Takeaway: Coaching is not micromanaging. It’s architecting systems, assigning roles, and creating an environment where excellence is inevitable.


2) The Right Players in the Right Positions

  • Role fit > resume: A brilliant striker miscast as a winger underperforms—just like a visionary product thinker forced into a sales-heavy GM role. Leaders must optimize for complementarity, not homogeneity.
  • Basketball: The Draymond Green Archetype Not the tallest or highest scorer, yet pivotal as a defensive quarterback and playmaking hub. Golden State’s dynasty hinged on role synergy: Steph (gravity), Klay (off-ball execution), Draymond (defense + orchestration), Kerr (system). Business parallel: Early-stage startups need a “Draymond”—an operator who glues product, growth, and finance.
  • Baseball: Moneyball and Skills Decomposition The Oakland A’s separated “on-base ability” from traditional scouting bias. Roles were filled to optimize run creation and prevention, not star power. Business parallel: In sales, hire for pipeline generation (SDRs), closing (AEs), and renewals (CSMs) rather than assuming “great salespeople do it all.”
  • Football (Soccer): N’Golo Kanté and Invisible Edges Ball-winning, pressing, and transition coverage often decide championships. Business parallel: A world-class SRE who prevents outages can be more valuable than one “rockstar” feature developer.
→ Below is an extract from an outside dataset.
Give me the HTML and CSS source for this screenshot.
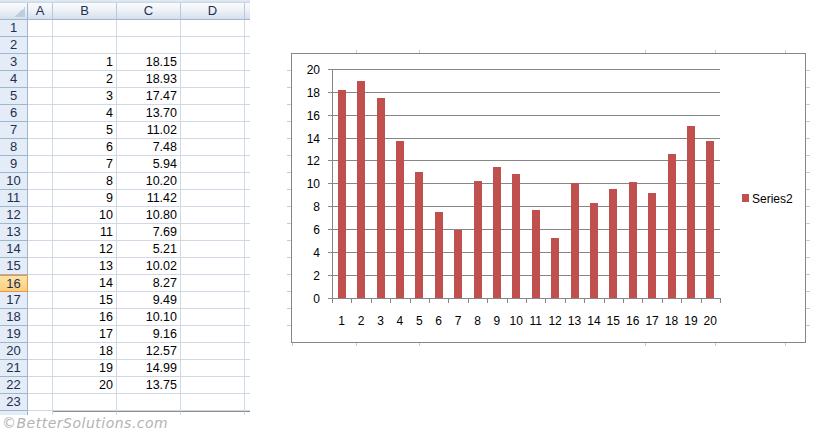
FILE: index.html
```html
<!DOCTYPE html>
<html>
<head>
<meta charset="utf-8">
<link rel="stylesheet" href="styles.css">
</head>
<body>
<div class="page">
  <div class="left">
    <div class="sheet">
      <div class="strip"></div>
      <div class="row hrow">
        <div class="hc corner"><span class="tri"></span></div>
        <div class="hc a">A</div>
        <div class="hc b">B</div>
        <div class="hc cc">C</div>
        <div class="hc d">D</div>
        <div class="hc e"></div>
      </div>
      <div class="row"><div class="rh">1</div><div class="c a"></div><div class="c b"></div><div class="c cc"></div><div class="c d"></div><div class="c e"></div></div>
      <div class="row"><div class="rh">2</div><div class="c a"></div><div class="c b"></div><div class="c cc"></div><div class="c d"></div><div class="c e"></div></div>
      <div class="row"><div class="rh">3</div><div class="c a"></div><div class="c b">1</div><div class="c cc">18.15</div><div class="c d"></div><div class="c e"></div></div>
      <div class="row"><div class="rh">4</div><div class="c a"></div><div class="c b">2</div><div class="c cc">18.93</div><div class="c d"></div><div class="c e"></div></div>
      <div class="row"><div class="rh">5</div><div class="c a"></div><div class="c b">3</div><div class="c cc">17.47</div><div class="c d"></div><div class="c e"></div></div>
      <div class="row"><div class="rh">6</div><div class="c a"></div><div class="c b">4</div><div class="c cc">13.70</div><div class="c d"></div><div class="c e"></div></div>
      <div class="row"><div class="rh">7</div><div class="c a"></div><div class="c b">5</div><div class="c cc">11.02</div><div class="c d"></div><div class="c e"></div></div>
      <div class="row"><div class="rh">8</div><div class="c a"></div><div class="c b">6</div><div class="c cc">7.48</div><div class="c d"></div><div class="c e"></div></div>
      <div class="row"><div class="rh">9</div><div class="c a"></div><div class="c b">7</div><div class="c cc">5.94</div><div class="c d"></div><div class="c e"></div></div>
      <div class="row"><div class="rh">10</div><div class="c a"></div><div class="c b">8</div><div class="c cc">10.20</div><div class="c d"></div><div class="c e"></div></div>
      <div class="row"><div class="rh">11</div><div class="c a"></div><div class="c b">9</div><div class="c cc">11.42</div><div class="c d"></div><div class="c e"></div></div>
      <div class="row"><div class="rh">12</div><div class="c a"></div><div class="c b">10</div><div class="c cc">10.80</div><div class="c d"></div><div class="c e"></div></div>
      <div class="row"><div class="rh">13</div><div class="c a"></div><div class="c b">11</div><div class="c cc">7.69</div><div class="c d"></div><div class="c e"></div></div>
      <div class="row"><div class="rh">14</div><div class="c a"></div><div class="c b">12</div><div class="c cc">5.21</div><div class="c d"></div><div class="c e"></div></div>
      <div class="row"><div class="rh">15</div><div class="c a"></div><div class="c b">13</div><div class="c cc">10.02</div><div class="c d"></div><div class="c e"></div></div>
      <div class="row"><div class="rh sel">16</div><div class="c a"></div><div class="c b">14</div><div class="c cc">8.27</div><div class="c d"></div><div class="c e"></div></div>
      <div class="row"><div class="rh">17</div><div class="c a"></div><div class="c b">15</div><div class="c cc">9.49</div><div class="c d"></div><div class="c e"></div></div>
      <div class="row"><div class="rh">18</div><div class="c a"></div><div class="c b">16</div><div class="c cc">10.10</div><div class="c d"></div><div class="c e"></div></div>
      <div class="row"><div class="rh">19</div><div class="c a"></div><div class="c b">17</div><div class="c cc">9.16</div><div class="c d"></div><div class="c e"></div></div>
      <div class="row"><div class="rh">20</div><div class="c a"></div><div class="c b">18</div><div class="c cc">12.57</div><div class="c d"></div><div class="c e"></div></div>
      <div class="row"><div class="rh">21</div><div class="c a"></div><div class="c b">19</div><div class="c cc">14.99</div><div class="c d"></div><div class="c e"></div></div>
      <div class="row"><div class="rh">22</div><div class="c a"></div><div class="c b">20</div><div class="c cc">13.75</div><div class="c d"></div><div class="c e"></div></div>
      <div class="row"><div class="rh">23</div><div class="c a"></div><div class="c b"></div><div class="c cc"></div><div class="c d"></div><div class="c e"></div></div>
      <div class="row last"><div class="rh"></div><div class="c a"></div><div class="c b"></div><div class="c cc"></div><div class="c d"></div><div class="c e"></div></div>
    </div>
    <div class="wm">©BetterSolutions.com</div>
  </div>
  <div class="chartwrap">
    <svg class="chart" width="530" height="304" viewBox="284 46 530 304" xmlns="http://www.w3.org/2000/svg">
      <g stroke="#c9c9de" stroke-width="1" shape-rendering="crispEdges">
        <line x1="356.5" y1="50" x2="356.5" y2="53"/><line x1="419.5" y1="50" x2="419.5" y2="53"/>
        <line x1="645.5" y1="50" x2="645.5" y2="53"/><line x1="715.5" y1="50" x2="715.5" y2="53"/><line x1="785.5" y1="50" x2="785.5" y2="53"/>
        <line x1="292.5" y1="343" x2="292.5" y2="346"/><line x1="356.5" y1="343" x2="356.5" y2="346"/><line x1="419.5" y1="343" x2="419.5" y2="346"/>
        <line x1="645.5" y1="343" x2="645.5" y2="346"/><line x1="715.5" y1="343" x2="715.5" y2="346"/><line x1="785.5" y1="343" x2="785.5" y2="346"/>
        <line x1="287" y1="70.5" x2="291" y2="70.5"/><line x1="287" y1="87.5" x2="291" y2="87.5"/><line x1="287" y1="104.5" x2="291" y2="104.5"/>
        <line x1="287" y1="121.5" x2="291" y2="121.5"/><line x1="287" y1="138.5" x2="291" y2="138.5"/><line x1="287" y1="155.5" x2="291" y2="155.5"/>
        <line x1="287" y1="172.5" x2="291" y2="172.5"/><line x1="287" y1="189.5" x2="291" y2="189.5"/><line x1="287" y1="206.5" x2="291" y2="206.5"/>
        <line x1="287" y1="223.5" x2="291" y2="223.5"/><line x1="287" y1="240.5" x2="291" y2="240.5"/><line x1="287" y1="257.5" x2="291" y2="257.5"/>
        <line x1="287" y1="274.5" x2="291" y2="274.5"/><line x1="287" y1="291.5" x2="291" y2="291.5"/><line x1="287" y1="308.5" x2="291" y2="308.5"/>
        <line x1="287" y1="325.5" x2="291" y2="325.5"/>
        <line x1="806" y1="70.5" x2="810" y2="70.5"/><line x1="806" y1="87.5" x2="810" y2="87.5"/><line x1="806" y1="104.5" x2="810" y2="104.5"/>
        <line x1="806" y1="121.5" x2="810" y2="121.5"/><line x1="806" y1="138.5" x2="810" y2="138.5"/><line x1="806" y1="155.5" x2="810" y2="155.5"/>
        <line x1="806" y1="172.5" x2="810" y2="172.5"/><line x1="806" y1="189.5" x2="810" y2="189.5"/><line x1="806" y1="206.5" x2="810" y2="206.5"/>
        <line x1="806" y1="223.5" x2="810" y2="223.5"/><line x1="806" y1="240.5" x2="810" y2="240.5"/><line x1="806" y1="257.5" x2="810" y2="257.5"/>
        <line x1="806" y1="274.5" x2="810" y2="274.5"/><line x1="806" y1="291.5" x2="810" y2="291.5"/><line x1="806" y1="308.5" x2="810" y2="308.5"/>
        <line x1="806" y1="325.5" x2="810" y2="325.5"/>
      </g>
      <rect x="291.5" y="53.5" width="514" height="289" fill="#fff" stroke="#868686" stroke-width="1"/>
      <g stroke="#868686" stroke-width="1" shape-rendering="crispEdges">
        <line x1="328" y1="69.5" x2="720" y2="69.5"/>
        <line x1="328" y1="92.5" x2="720" y2="92.5"/>
        <line x1="328" y1="115.5" x2="720" y2="115.5"/>
        <line x1="328" y1="138.5" x2="720" y2="138.5"/>
        <line x1="328" y1="160.5" x2="720" y2="160.5"/>
        <line x1="328" y1="183.5" x2="720" y2="183.5"/>
        <line x1="328" y1="206.5" x2="720" y2="206.5"/>
        <line x1="328" y1="229.5" x2="720" y2="229.5"/>
        <line x1="328" y1="252.5" x2="720" y2="252.5"/>
        <line x1="328" y1="275.5" x2="720" y2="275.5"/>
        <line x1="332.5" y1="69" x2="332.5" y2="298"/>
      </g>
      <g fill="#c0504d" shape-rendering="crispEdges">
        <rect x="338" y="90" width="8" height="208"/>
        <rect x="357" y="81" width="8" height="217"/>
        <rect x="377" y="98" width="8" height="200"/>
        <rect x="396" y="141" width="8" height="157"/>
        <rect x="415" y="172" width="8" height="126"/>
        <rect x="435" y="212" width="8" height="86"/>
        <rect x="454" y="230" width="8" height="68"/>
        <rect x="474" y="181" width="8" height="117"/>
        <rect x="493" y="167" width="8" height="131"/>
        <rect x="512" y="174" width="8" height="124"/>
        <rect x="532" y="210" width="8" height="88"/>
        <rect x="551" y="238" width="8" height="60"/>
        <rect x="571" y="183" width="8" height="115"/>
        <rect x="590" y="203" width="8" height="95"/>
        <rect x="609" y="189" width="8" height="109"/>
        <rect x="629" y="182" width="8" height="116"/>
        <rect x="648" y="193" width="8" height="105"/>
        <rect x="668" y="154" width="8" height="144"/>
        <rect x="687" y="126" width="8" height="172"/>
        <rect x="706" y="141" width="8" height="157"/>
      </g>
      <g stroke="#868686" stroke-width="1" shape-rendering="crispEdges">
        <line x1="328" y1="298.5" x2="720" y2="298.5"/>
        <line x1="332.5" y1="298" x2="332.5" y2="303"/>
        <line x1="351.5" y1="298" x2="351.5" y2="303"/>
        <line x1="371.5" y1="298" x2="371.5" y2="303"/>
        <line x1="390.5" y1="298" x2="390.5" y2="303"/>
        <line x1="410.5" y1="298" x2="410.5" y2="303"/>
        <line x1="429.5" y1="298" x2="429.5" y2="303"/>
        <line x1="448.5" y1="298" x2="448.5" y2="303"/>
        <line x1="468.5" y1="298" x2="468.5" y2="303"/>
        <line x1="487.5" y1="298" x2="487.5" y2="303"/>
        <line x1="507.5" y1="298" x2="507.5" y2="303"/>
        <line x1="526.5" y1="298" x2="526.5" y2="303"/>
        <line x1="545.5" y1="298" x2="545.5" y2="303"/>
        <line x1="565.5" y1="298" x2="565.5" y2="303"/>
        <line x1="584.5" y1="298" x2="584.5" y2="303"/>
        <line x1="604.5" y1="298" x2="604.5" y2="303"/>
        <line x1="623.5" y1="298" x2="623.5" y2="303"/>
        <line x1="642.5" y1="298" x2="642.5" y2="303"/>
        <line x1="662.5" y1="298" x2="662.5" y2="303"/>
        <line x1="681.5" y1="298" x2="681.5" y2="303"/>
        <line x1="701.5" y1="298" x2="701.5" y2="303"/>
        <line x1="720.5" y1="298" x2="720.5" y2="303"/>
      </g>
      <g class="ylab" text-anchor="end">
        <text x="320" y="74">20</text>
        <text x="320" y="97">18</text>
        <text x="320" y="120">16</text>
        <text x="320" y="143">14</text>
        <text x="320" y="165">12</text>
        <text x="320" y="188">10</text>
        <text x="320" y="211">8</text>
        <text x="320" y="234">6</text>
        <text x="320" y="257">4</text>
        <text x="320" y="280">2</text>
        <text x="320" y="303">0</text>
      </g>
      <g class="xlab" text-anchor="middle">
        <text x="341.7" y="325">1</text>
        <text x="361.1" y="325">2</text>
        <text x="380.5" y="325">3</text>
        <text x="399.9" y="325">4</text>
        <text x="419.3" y="325">5</text>
        <text x="438.7" y="325">6</text>
        <text x="458.1" y="325">7</text>
        <text x="477.5" y="325">8</text>
        <text x="496.9" y="325">9</text>
        <text x="516.3" y="325">10</text>
        <text x="535.7" y="325">11</text>
        <text x="555.1" y="325">12</text>
        <text x="574.5" y="325">13</text>
        <text x="593.9" y="325">14</text>
        <text x="613.3" y="325">15</text>
        <text x="632.7" y="325">16</text>
        <text x="652.1" y="325">17</text>
        <text x="671.5" y="325">18</text>
        <text x="690.9" y="325">19</text>
        <text x="710.3" y="325">20</text>
      </g>
      <rect x="742" y="194" width="7" height="8" fill="#c0504d"/>
      <text class="legend" x="752" y="202.5">Series2</text>
    </svg>
  </div>
</div>
</body>
</html>
```
FILE: styles.css
```css
* { box-sizing: border-box; }
body { margin: 0; background: #fff; font-family: "Liberation Sans", Arial, sans-serif; }
.page { display: flex; width: 815px; height: 431px; overflow: hidden; }
.left { width: 250px; flex: none; display: flex; flex-direction: column; }
.sheet { height: 415px; overflow: hidden; }
.strip { height: 3px; background: linear-gradient(#e6edf5, #c8d5e4); }
.row { display: flex; height: 17px; }
.hc {
  height: 17px;
  background: linear-gradient(#f9fcfd 0%, #eef2f8 45%, #d6dfec 100%);
  border-right: 1px solid #b9c9da;
  border-bottom: 1px solid #9eb6ce;
  text-align: center;
  font-size: 13px;
  line-height: 16px;
  color: #1e2f50;
}
.corner { width: 28px; display: flex; align-items: flex-end; justify-content: flex-end; padding: 0 2px 2px 0; border-right-color: #9eb6ce; }
.tri { width: 10px; height: 10px; background: linear-gradient(135deg, transparent 50%, #bfcde0 50%); }
.rh {
  width: 28px;
  flex: none;
  background: #e4ecf7;
  border-right: 1px solid #9eb6ce;
  border-bottom: 1px solid #9eb6ce;
  text-align: center;
  font-size: 13px;
  line-height: 16px;
  color: #1e2f50;
}
.rh.sel {
  background: linear-gradient(#fde3a6, #f9cf82);
  border: 1px solid #f29536;
  border-left: none;
  line-height: 15px;
}
.c {
  flex: none;
  border-right: 1px solid #d0d7e5;
  border-bottom: 1px solid #d0d7e5;
  text-align: right;
  padding-right: 3px;
  font-size: 12.5px;
  line-height: 16px;
  color: #000;
}
.a { width: 25px; flex: none; }
.b, .cc, .d { width: 64px; flex: none; }
.e { width: 5px; flex: none; border-right: none; }
.last .b, .last .cc, .last .d, .last .e { border-top: 1px solid #8c8c8c; }
.wm {
  height: 16px;
  padding-left: 2px;
  font-family: "DejaVu Sans", sans-serif;
  font-style: italic;
  font-size: 14px;
  line-height: 16px;
  letter-spacing: 0.5px;
  color: #b3b3b3;
  white-space: nowrap;
}
.chartwrap { flex: none; padding: 46px 0 0 34px; }
.chart { display: block; }
.chart text { font-family: "Liberation Sans", Arial, sans-serif; font-size: 12px; fill: #000; }
```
Checklist: Do you have.......

  • A clear role chart with decision rights (who decides, who executes, who inputs)?
  • KPIs per role that ladder up to team goals?
  • A bench plan and succession map?


3) Mindset: Identity, Standards, and Pressure Handling

  • Identity: What do we stand for under stress? Sports: “We are a pressing team,” “We are a defense-first team.” Business: “We are a customer-obsessed org,” “We are a reliability-first platform.”
  • Standards: What’s non-negotiable? Think All Blacks’ “sweep the sheds”—no one above the team. Business parallel: Amazon’s “Leadership Principles” in hiring loops and performance reviews.
  • Pressure conversion: Serena Williams, Novak Djokovic: rituals, breath control, and reframing pressure as privilege. Business parallel: Earnings calls, major launches, incident bridges—teams that rehearse do better.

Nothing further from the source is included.